Apenas como exemplo, a tradução de Viparyaya, que significa apenas
inventividade, por conhecimento errôneo, falso, perverso, incorreto, e tantos
outros adjetivos que foram utilizados em quase todas as traduções é, sem
qualquer dúvida, um erro grosseiro de avaliação do verdadeiro significado do
termo. Não é concebível que uma manifestação do aspecto mais elevado da mente
humana possa ser encarada como um princípio defectivo, defeituoso por
definição. Nem a frase original em sânscrito diz isso, por certo, embora
utilize uma terminologia que pode dar alguma margem à interpretação equivocada.

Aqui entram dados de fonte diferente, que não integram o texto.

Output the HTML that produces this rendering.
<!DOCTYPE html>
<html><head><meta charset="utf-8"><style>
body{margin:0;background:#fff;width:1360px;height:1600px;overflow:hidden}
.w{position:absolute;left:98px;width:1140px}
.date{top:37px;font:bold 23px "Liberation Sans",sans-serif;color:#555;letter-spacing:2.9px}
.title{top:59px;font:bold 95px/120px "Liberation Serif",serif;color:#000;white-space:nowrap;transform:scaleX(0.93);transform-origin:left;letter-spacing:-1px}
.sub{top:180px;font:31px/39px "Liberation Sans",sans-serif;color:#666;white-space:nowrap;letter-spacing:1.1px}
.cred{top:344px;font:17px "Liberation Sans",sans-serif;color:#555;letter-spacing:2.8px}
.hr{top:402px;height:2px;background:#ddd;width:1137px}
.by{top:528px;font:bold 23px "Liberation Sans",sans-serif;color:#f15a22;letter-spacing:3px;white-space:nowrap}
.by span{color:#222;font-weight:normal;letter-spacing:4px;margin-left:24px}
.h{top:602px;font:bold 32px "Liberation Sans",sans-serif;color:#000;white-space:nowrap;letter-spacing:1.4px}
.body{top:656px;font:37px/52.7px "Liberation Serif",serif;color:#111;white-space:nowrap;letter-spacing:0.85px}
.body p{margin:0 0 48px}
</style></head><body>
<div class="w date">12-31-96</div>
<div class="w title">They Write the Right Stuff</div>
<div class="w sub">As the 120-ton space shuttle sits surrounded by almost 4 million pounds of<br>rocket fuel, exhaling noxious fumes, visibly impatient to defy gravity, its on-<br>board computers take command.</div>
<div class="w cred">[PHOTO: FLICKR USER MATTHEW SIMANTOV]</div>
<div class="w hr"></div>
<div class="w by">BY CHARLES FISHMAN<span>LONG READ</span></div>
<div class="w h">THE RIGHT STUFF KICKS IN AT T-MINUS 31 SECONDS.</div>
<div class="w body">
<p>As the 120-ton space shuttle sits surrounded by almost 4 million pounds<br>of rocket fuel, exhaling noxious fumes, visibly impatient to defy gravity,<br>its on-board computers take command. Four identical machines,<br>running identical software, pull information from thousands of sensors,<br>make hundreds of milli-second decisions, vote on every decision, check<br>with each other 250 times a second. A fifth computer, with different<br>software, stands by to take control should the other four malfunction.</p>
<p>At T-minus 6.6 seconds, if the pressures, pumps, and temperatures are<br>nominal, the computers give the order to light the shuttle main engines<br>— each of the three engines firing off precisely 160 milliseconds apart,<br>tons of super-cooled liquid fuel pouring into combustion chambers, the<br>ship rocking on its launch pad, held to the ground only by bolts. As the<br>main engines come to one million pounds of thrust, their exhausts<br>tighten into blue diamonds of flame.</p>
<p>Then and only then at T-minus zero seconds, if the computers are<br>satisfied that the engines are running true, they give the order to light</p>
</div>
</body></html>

Para escapar das armadilhas habituais das traduções de textos dessa natureza,
devemos partir do geral para o particular, e não o inverso. Neste trabalho
optamos por buscar a compreensão dos temas gerais abordados no texto em cada um
de seus quatro capítulos, traçando um plano geral da obra e descendo
gradualmente aos detalhes até que cheguemos à elucidação de cada termo
duvidoso, frase a frase. A ideia subjacente ao conjunto sempre prevalece sobre
eventuais ambiguidades dos detalhes. Para permitir ao leitor acompanhar esse mesmo
procedimento, e, portanto, extrair melhor proveito da leitura, reunimos alguns
dos comentários que consideramos importantes para elucidar o texto nos
capítulos que apresentamos a seguir. Desse modo, ao iniciar a leitura do texto,
o estudante já terá alguma noção do que encontrará em cada capítulo.
Comentários muito breves acompanham ainda o corpo traduzido dos Sutras,
juntamente com notas e observações em pontos críticos da leitura. Ao final, o
texto é reproduzido literalmente, grafado em sânscrito (no alfabeto original,
Devanagari, e no alfabeto de transliteração adotado internacionalmente para o
sânscrito) e também traduzido para o português. Essa reprodução do original
serve aos estudantes da língua, bem como aos críticos, estudantes de Yoga e
curiosos, que queriam ter uma visão panorâmica da correspondência dos termos. O
que você, leitor, poderá seguramente extrair da leitura, seja qual for a
motivação que o trouxe até este texto, é que o entendimento dos Sutras é
bastante fácil, e exige apenas um mínimo de dedicação. As dificuldades só
aparecem quando decidimos converter essas doutrinas em uma realização prática.
Este foi o grande desafio apresentado pelo sábio Patanjali. Abraço. Davi.